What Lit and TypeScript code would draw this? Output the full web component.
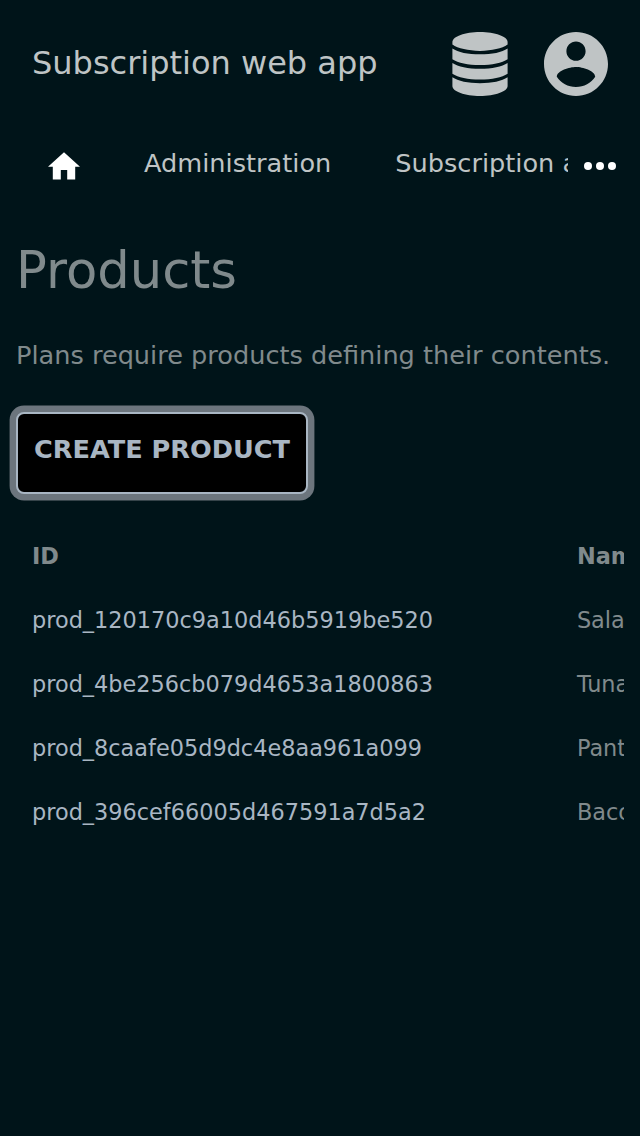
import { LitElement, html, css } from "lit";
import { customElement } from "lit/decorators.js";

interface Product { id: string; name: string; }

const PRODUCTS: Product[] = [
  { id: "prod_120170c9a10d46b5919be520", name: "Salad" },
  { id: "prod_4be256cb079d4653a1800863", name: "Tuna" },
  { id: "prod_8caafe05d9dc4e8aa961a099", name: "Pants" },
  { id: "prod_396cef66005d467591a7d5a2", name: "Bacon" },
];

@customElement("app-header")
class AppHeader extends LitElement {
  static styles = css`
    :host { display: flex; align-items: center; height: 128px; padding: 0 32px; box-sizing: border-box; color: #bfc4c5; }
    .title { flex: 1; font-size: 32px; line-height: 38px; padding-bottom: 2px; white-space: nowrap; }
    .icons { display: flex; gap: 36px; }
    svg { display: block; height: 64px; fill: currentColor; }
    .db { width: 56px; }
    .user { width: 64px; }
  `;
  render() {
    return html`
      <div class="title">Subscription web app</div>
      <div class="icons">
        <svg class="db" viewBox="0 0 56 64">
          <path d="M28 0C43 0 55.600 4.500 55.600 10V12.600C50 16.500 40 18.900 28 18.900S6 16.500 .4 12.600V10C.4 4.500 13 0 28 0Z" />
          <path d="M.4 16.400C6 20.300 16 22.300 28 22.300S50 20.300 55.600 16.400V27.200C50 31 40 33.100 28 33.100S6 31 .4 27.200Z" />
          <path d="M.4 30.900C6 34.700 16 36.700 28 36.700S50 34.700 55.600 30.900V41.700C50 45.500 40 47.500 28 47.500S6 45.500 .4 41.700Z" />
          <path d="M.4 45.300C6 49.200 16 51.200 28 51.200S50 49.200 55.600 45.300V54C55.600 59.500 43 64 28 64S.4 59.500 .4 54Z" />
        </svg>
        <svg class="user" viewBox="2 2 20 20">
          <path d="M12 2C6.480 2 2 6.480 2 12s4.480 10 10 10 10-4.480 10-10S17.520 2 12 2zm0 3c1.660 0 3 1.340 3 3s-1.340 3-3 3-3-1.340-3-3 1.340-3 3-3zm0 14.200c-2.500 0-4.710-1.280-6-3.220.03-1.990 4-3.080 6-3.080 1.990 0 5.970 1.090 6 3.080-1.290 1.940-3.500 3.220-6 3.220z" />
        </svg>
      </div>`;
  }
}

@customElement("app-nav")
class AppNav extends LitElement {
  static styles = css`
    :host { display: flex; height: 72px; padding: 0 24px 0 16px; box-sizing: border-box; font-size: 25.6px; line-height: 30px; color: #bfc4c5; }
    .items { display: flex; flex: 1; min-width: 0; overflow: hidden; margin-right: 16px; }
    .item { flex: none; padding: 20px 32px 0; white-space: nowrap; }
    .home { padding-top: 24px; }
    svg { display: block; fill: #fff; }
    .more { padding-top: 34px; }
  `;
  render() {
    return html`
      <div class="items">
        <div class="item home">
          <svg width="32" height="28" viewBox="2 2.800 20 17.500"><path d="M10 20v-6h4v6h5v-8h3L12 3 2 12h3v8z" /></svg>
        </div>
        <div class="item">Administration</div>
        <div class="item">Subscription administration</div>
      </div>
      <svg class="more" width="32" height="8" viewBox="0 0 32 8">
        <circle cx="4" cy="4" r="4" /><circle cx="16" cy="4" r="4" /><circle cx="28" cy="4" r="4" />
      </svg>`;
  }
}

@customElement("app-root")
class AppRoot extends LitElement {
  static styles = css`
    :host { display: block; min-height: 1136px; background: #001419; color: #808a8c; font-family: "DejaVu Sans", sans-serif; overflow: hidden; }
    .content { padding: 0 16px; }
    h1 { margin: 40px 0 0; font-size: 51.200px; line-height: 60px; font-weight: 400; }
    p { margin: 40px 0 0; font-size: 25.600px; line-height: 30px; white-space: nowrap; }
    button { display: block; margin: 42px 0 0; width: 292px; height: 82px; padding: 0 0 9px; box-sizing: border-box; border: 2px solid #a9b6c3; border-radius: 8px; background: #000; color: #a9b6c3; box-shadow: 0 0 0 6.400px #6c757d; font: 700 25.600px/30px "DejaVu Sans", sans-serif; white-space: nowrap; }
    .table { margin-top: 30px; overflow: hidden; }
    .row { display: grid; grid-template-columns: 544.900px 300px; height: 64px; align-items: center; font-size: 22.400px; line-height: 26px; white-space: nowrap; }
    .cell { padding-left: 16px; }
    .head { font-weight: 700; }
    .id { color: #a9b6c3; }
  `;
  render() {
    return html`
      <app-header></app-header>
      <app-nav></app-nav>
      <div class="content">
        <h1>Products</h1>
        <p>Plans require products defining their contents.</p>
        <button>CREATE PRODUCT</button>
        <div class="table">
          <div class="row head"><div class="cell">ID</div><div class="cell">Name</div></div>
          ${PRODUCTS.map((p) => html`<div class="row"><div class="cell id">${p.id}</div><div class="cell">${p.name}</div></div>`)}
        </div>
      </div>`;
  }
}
+ + + + +
- _WRITTEN PROBLEM_
Using the material above, return every line exactly as it appears, minus the pictures.

- _RESULT_
What Lit and TypeScript code would draw this? Output the full web component.
import { LitElement, html, css } from "lit";
import { customElement } from "lit/decorators.js";

interface Product { id: string; name: string; }

const PRODUCTS: Product[] = [
  { id: "prod_120170c9a10d46b5919be520", name: "Salad" },
  { id: "prod_4be256cb079d4653a1800863", name: "Tuna" },
  { id: "prod_8caafe05d9dc4e8aa961a099", name: "Pants" },
  { id: "prod_396cef66005d467591a7d5a2", name: "Bacon" },
];

@customElement("app-header")
class AppHeader extends LitElement {
  static styles = css`
    :host { display: flex; align-items: center; height: 128px; padding: 0 32px; box-sizing: border-box; color: #bfc4c5; }
    .title { flex: 1; font-size: 32px; line-height: 38px; padding-bottom: 2px; white-space: nowrap; }
    .icons { display: flex; gap: 36px; }
    svg { display: block; height: 64px; fill: currentColor; }
    .db { width: 56px; }
    .user { width: 64px; }
  `;
  render() {
    return html`
      <div class="title">Subscription web app</div>
      <div class="icons">
        <svg class="db" viewBox="0 0 56 64">
          <path d="M28 0C43 0 55.600 4.500 55.600 10V12.600C50 16.500 40 18.900 28 18.900S6 16.500 .4 12.600V10C.4 4.500 13 0 28 0Z" />
          <path d="M.4 16.400C6 20.300 16 22.300 28 22.300S50 20.300 55.600 16.400V27.200C50 31 40 33.100 28 33.100S6 31 .4 27.200Z" />
          <path d="M.4 30.900C6 34.700 16 36.700 28 36.700S50 34.700 55.600 30.900V41.700C50 45.500 40 47.500 28 47.500S6 45.500 .4 41.700Z" />
          <path d="M.4 45.300C6 49.200 16 51.200 28 51.200S50 49.200 55.600 45.300V54C55.600 59.500 43 64 28 64S.4 59.500 .4 54Z" />
        </svg>
        <svg class="user" viewBox="2 2 20 20">
          <path d="M12 2C6.480 2 2 6.480 2 12s4.480 10 10 10 10-4.480 10-10S17.520 2 12 2zm0 3c1.660 0 3 1.340 3 3s-1.340 3-3 3-3-1.340-3-3 1.340-3 3-3zm0 14.200c-2.500 0-4.710-1.280-6-3.220.03-1.990 4-3.080 6-3.080 1.990 0 5.970 1.090 6 3.080-1.290 1.940-3.500 3.220-6 3.220z" />
        </svg>
      </div>`;
  }
}

@customElement("app-nav")
class AppNav extends LitElement {
  static styles = css`
    :host { display: flex; height: 72px; padding: 0 24px 0 16px; box-sizing: border-box; font-size: 25.6px; line-height: 30px; color: #bfc4c5; }
    .items { display: flex; flex: 1; min-width: 0; overflow: hidden; margin-right: 16px; }
    .item { flex: none; padding: 20px 32px 0; white-space: nowrap; }
    .home { padding-top: 24px; }
    svg { display: block; fill: #fff; }
    .more { padding-top: 34px; }
  `;
  render() {
    return html`
      <div class="items">
        <div class="item home">
          <svg width="32" height="28" viewBox="2 2.800 20 17.500"><path d="M10 20v-6h4v6h5v-8h3L12 3 2 12h3v8z" /></svg>
        </div>
        <div class="item">Administration</div>
        <div class="item">Subscription administration</div>
      </div>
      <svg class="more" width="32" height="8" viewBox="0 0 32 8">
        <circle cx="4" cy="4" r="4" /><circle cx="16" cy="4" r="4" /><circle cx="28" cy="4" r="4" />
      </svg>`;
  }
}

@customElement("app-root")
class AppRoot extends LitElement {
  static styles = css`
    :host { display: block; min-height: 1136px; background: #001419; color: #808a8c; font-family: "DejaVu Sans", sans-serif; overflow: hidden; }
    .content { padding: 0 16px; }
    h1 { margin: 40px 0 0; font-size: 51.200px; line-height: 60px; font-weight: 400; }
    p { margin: 40px 0 0; font-size: 25.600px; line-height: 30px; white-space: nowrap; }
    button { display: block; margin: 42px 0 0; width: 292px; height: 82px; padding: 0 0 9px; box-sizing: border-box; border: 2px solid #a9b6c3; border-radius: 8px; background: #000; color: #a9b6c3; box-shadow: 0 0 0 6.400px #6c757d; font: 700 25.600px/30px "DejaVu Sans", sans-serif; white-space: nowrap; }
    .table { margin-top: 30px; overflow: hidden; }
    .row { display: grid; grid-template-columns: 544.900px 300px; height: 64px; align-items: center; font-size: 22.400px; line-height: 26px; white-space: nowrap; }
    .cell { padding-left: 16px; }
    .head { font-weight: 700; }
    .id { color: #a9b6c3; }
  `;
  render() {
    return html`
      <app-header></app-header>
      <app-nav></app-nav>
      <div class="content">
        <h1>Products</h1>
        <p>Plans require products defining their contents.</p>
        <button>CREATE PRODUCT</button>
        <div class="table">
          <div class="row head"><div class="cell">ID</div><div class="cell">Name</div></div>
          ${PRODUCTS.map((p) => html`<div class="row"><div class="cell id">${p.id}</div><div class="cell">${p.name}</div></div>`)}
        </div>
      </div>`;
  }
}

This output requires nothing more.